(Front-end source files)
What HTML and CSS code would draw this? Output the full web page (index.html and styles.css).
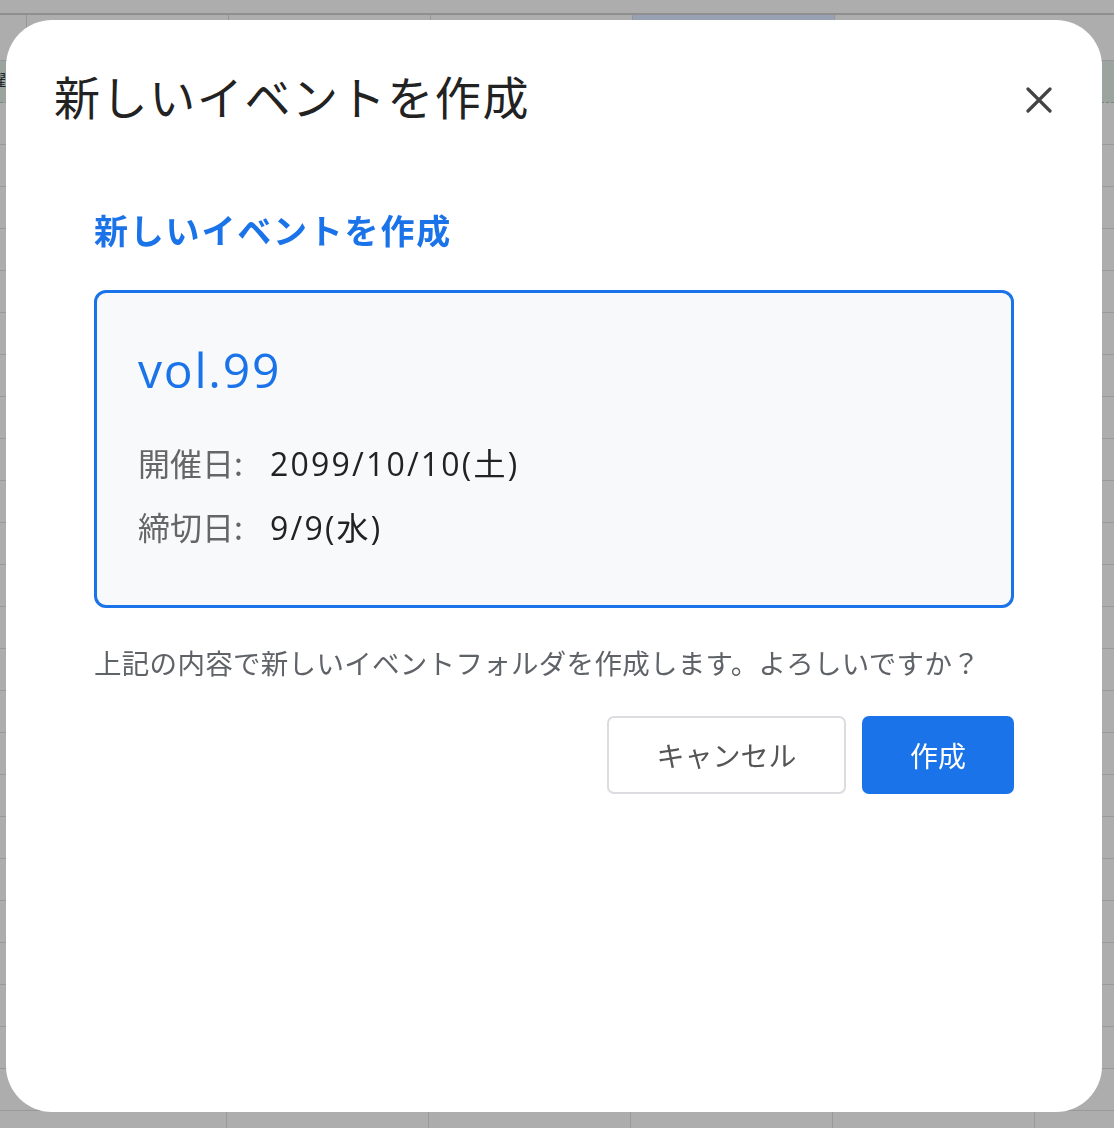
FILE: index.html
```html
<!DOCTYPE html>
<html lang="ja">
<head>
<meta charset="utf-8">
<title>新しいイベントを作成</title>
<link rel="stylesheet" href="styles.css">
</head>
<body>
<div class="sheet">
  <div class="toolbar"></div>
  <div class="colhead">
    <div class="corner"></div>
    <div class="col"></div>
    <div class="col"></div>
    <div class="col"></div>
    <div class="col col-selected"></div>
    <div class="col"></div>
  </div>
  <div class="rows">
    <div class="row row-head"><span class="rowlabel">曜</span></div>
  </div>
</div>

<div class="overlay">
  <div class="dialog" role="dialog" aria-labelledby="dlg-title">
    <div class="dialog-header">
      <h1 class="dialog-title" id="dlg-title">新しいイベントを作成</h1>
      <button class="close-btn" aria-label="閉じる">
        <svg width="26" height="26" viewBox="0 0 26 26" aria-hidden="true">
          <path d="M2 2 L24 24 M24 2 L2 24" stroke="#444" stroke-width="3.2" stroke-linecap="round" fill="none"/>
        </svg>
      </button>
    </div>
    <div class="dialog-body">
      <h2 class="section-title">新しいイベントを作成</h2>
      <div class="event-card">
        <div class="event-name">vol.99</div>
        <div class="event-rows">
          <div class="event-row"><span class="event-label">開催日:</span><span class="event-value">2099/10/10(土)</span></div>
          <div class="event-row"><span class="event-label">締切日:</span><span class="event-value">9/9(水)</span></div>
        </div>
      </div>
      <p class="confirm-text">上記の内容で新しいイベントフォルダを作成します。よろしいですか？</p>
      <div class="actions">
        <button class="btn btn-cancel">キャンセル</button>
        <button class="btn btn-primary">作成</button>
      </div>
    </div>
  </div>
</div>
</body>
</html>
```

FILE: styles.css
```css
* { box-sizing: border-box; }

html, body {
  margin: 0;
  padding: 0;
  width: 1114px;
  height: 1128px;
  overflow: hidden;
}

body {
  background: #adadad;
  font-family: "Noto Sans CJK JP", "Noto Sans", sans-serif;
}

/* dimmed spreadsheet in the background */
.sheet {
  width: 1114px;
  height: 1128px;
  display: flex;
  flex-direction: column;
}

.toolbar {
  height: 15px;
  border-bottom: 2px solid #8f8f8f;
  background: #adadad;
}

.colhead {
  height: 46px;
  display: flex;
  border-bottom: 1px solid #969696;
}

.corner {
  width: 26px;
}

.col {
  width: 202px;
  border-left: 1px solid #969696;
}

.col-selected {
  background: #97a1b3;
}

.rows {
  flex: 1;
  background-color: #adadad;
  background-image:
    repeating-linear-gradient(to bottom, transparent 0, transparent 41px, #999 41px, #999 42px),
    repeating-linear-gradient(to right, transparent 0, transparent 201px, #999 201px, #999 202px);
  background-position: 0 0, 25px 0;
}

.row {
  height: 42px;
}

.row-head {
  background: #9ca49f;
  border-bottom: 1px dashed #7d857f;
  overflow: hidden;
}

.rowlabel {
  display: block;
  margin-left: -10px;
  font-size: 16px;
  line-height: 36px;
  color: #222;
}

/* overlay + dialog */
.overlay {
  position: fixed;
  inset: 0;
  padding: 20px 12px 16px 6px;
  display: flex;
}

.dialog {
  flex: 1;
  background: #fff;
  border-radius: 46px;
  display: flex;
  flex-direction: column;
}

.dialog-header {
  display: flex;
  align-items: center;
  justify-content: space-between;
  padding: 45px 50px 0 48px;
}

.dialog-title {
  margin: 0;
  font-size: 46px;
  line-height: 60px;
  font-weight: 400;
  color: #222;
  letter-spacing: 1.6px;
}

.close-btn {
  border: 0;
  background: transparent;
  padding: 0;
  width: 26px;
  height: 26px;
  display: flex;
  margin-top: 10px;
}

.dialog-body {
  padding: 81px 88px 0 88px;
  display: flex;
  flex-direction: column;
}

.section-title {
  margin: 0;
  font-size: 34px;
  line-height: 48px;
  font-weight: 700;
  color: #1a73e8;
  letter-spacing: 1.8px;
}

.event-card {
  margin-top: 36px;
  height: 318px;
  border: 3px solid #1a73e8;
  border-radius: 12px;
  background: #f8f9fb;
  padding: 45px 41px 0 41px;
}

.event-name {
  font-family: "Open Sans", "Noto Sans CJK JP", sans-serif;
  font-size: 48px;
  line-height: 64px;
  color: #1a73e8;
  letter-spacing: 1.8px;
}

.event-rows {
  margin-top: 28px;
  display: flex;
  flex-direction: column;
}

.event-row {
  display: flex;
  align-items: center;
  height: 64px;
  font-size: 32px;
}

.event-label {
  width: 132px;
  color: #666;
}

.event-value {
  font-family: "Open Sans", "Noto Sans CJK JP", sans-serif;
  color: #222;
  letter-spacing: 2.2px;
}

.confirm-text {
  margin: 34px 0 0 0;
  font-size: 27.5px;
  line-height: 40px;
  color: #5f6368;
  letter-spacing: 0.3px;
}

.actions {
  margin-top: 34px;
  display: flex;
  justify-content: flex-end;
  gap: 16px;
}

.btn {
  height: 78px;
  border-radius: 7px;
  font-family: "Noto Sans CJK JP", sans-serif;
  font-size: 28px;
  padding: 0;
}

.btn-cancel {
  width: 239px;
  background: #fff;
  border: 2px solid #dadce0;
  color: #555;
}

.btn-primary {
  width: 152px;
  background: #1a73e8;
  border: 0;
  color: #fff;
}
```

--

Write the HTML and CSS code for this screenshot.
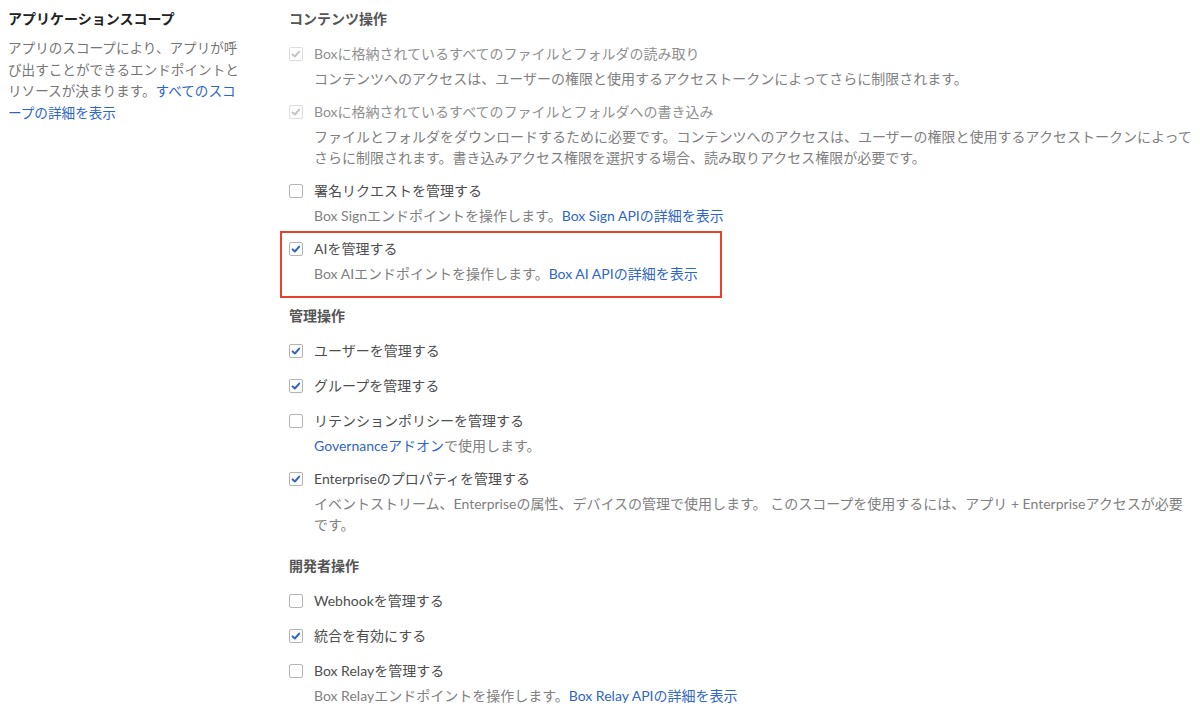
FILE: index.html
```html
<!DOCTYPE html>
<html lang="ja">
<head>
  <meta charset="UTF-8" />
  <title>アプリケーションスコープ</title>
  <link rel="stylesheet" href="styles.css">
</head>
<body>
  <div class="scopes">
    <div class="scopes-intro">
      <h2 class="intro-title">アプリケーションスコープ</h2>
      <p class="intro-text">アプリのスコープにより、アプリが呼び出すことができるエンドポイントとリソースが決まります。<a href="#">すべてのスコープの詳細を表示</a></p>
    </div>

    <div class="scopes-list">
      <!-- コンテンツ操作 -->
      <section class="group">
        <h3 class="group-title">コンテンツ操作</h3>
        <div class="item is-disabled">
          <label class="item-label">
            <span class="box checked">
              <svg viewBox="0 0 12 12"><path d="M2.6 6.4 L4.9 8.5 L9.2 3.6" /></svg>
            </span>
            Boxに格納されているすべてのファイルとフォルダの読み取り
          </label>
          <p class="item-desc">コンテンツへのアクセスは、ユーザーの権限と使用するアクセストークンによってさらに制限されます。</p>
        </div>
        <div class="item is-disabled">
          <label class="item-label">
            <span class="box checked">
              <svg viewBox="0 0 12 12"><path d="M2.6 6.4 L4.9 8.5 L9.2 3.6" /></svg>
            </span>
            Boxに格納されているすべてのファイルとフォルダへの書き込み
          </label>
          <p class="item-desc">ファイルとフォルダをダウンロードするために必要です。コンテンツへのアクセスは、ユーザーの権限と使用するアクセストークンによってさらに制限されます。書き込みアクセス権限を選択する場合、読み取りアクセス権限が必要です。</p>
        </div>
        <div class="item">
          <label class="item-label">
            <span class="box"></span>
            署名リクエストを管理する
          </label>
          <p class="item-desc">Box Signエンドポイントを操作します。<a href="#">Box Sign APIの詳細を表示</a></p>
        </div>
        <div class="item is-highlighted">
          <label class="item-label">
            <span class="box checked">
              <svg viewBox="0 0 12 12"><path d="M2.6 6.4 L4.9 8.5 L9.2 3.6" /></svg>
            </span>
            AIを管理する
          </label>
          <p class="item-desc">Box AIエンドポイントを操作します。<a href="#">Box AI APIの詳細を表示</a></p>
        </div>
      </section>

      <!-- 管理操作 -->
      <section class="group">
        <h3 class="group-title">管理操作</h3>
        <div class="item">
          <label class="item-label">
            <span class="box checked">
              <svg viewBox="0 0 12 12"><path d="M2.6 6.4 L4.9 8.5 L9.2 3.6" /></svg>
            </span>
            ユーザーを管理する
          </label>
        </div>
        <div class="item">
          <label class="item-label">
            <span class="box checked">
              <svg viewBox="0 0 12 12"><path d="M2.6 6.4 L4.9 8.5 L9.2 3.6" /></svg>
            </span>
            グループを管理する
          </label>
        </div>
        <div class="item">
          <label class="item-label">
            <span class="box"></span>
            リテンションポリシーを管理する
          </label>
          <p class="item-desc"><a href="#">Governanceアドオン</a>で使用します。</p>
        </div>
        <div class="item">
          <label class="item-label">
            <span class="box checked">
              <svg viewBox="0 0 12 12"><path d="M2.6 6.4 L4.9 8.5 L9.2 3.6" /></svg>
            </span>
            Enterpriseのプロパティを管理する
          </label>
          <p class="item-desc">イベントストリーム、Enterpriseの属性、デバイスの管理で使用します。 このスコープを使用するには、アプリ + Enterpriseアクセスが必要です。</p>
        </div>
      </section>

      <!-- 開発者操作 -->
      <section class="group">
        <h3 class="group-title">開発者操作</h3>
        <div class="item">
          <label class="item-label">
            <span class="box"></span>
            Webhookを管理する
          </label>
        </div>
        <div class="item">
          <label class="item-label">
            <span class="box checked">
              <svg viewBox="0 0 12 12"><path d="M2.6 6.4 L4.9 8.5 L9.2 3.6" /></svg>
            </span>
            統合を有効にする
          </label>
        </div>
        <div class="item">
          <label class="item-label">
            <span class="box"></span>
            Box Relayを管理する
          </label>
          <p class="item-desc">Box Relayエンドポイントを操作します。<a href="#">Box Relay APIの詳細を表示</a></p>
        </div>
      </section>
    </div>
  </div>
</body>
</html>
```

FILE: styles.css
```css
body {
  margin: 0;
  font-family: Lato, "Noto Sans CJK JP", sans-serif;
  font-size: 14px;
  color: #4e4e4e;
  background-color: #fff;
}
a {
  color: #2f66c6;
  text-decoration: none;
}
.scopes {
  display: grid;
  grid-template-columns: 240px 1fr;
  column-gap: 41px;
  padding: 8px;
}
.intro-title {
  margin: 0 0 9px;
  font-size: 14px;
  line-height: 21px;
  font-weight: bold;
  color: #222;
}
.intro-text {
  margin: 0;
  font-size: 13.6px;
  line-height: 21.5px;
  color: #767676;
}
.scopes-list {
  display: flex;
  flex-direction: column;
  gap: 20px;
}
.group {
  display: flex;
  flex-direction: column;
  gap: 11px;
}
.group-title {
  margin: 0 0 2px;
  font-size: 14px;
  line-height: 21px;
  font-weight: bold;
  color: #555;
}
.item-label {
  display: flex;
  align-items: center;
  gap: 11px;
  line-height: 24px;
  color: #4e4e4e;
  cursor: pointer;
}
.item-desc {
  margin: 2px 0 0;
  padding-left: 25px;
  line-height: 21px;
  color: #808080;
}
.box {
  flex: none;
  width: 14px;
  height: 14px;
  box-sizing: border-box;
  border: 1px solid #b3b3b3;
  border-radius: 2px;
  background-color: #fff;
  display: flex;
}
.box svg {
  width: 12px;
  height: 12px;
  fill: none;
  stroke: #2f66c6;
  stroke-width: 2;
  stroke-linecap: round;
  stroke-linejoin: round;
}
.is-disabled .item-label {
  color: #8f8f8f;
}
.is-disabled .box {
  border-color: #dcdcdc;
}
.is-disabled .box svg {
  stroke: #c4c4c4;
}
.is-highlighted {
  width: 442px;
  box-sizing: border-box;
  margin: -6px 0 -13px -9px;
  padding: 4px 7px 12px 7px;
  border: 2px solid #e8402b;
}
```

What the exercise asks → Check every line of the data, and copy the ones that contain "this".

Result →
What HTML and CSS code would draw this? Output the full web page (index.html and styles.css).
Write the HTML and CSS code for this screenshot.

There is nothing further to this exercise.